A powerfully moving novel of love, loss, hope, and family from bestselling author James Patterson.
Katie Wilkinson has found her perfect man at last. He's a writer, a house painter, an original thinker - everything she's imagined she wanted in a partner. But one day, without explanation, he disappears from her life, leaving behind only a diary for her to read.
This diary is a love letter written by a new mother named Suzanne for her baby son, Nicholas. In it she pours out her heart about how she and the boy's father met, about her hopes for marriage and family, and about the unparalleled joy that having a baby has brought into her life.
As Katie reads this touching document, it becomes clear that the lover who has just left her is the husband and father in this young family. She reads on, filled with terror and hope, as she struggles to understand what has happened.

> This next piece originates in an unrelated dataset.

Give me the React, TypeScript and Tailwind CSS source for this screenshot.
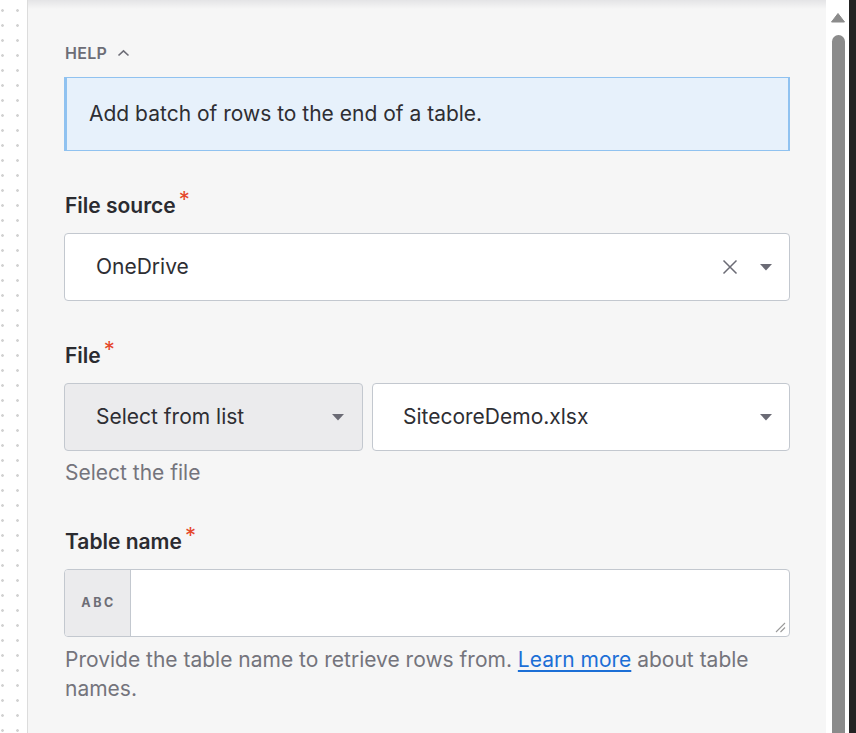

Written with James Patterson's perfect pitch for emotion and suspense, Suzanne's Diary for Nicholas captures beautifully the joys of a new family even as it builds to an overwhelmingly moving climax. This is an unforgettable love story, at once heartbreaking and full of hope.
Say what? A women's weepy from the megaselling author of the hard-boiled Alex Cross mysteries? Yes, and it's not the stretch some might imagine. Patterson has demonstrated his flair for female POV and characters in the stand-alone When the Wind Blows and in his current bestseller, 1st to Die and Cross himself has his gooey side. So how good is the novel? Good enough to lightly pluck the heartstrings and to impress with its craft and its calculation. As usual, Patterson mixes first- and third-person narration. Katie Wilkinson is a Manhattan book editor who's been inexplicably left by her lover and star author, a Martha's Vineyard poet named Matt. After he splits, Matt mails Katie the diary kept by his wife, Suzanne, for their young son. Katie reads it (the novel's extensive first-person passages) and reacts to it (briefer third-person interludes). The diary details how physician Suzanne, recovering from a heart attack at age 35, forsakes the rat race, moves to Martha's Vineyard and finds bliss with Matt, a housepainter who reads Moby-Dick and writes strong poems, and with their newborn son, Nicholas. The novel sloshes with sentiment (some of it quite icky) and simple spiritual truths, while acknowledging the reality of pain and loss: rose bushes galore, with thorns. Patterson sustains suspense through clever plotting and by Katie's wondering about the fate of Suzanne and Nicholas; what's finally revealed pushes her, and the novel, to a bittersweet conclusion. Patterson is one smart author (here, he dazzles with his use of refrains, stories-within-stories and romance novel tropes); this jump into another genre won't hurt his reputation as a master of popular lit.
What a tearjerker!
I have read so many James Patterson books & have so many more that I want to read. Yet nothing that I’ve read of his many, many books prepared me for his ability to reach right in & tug on each & every heartstring. I simply had to read it in one too short sitting. Mr. Patterson, you’ve surprised me again. And I thank you for it.
I love this book. Put together so well.
Disappointing. Forced myself to read the whole thing - and kind of want my money back. The end seemed like the author had 5 mins to write the ending - felt like he just gave up on the story. And the letters to Nick were super generic - what any mom would write to her son. Nothing special. Big disappointment!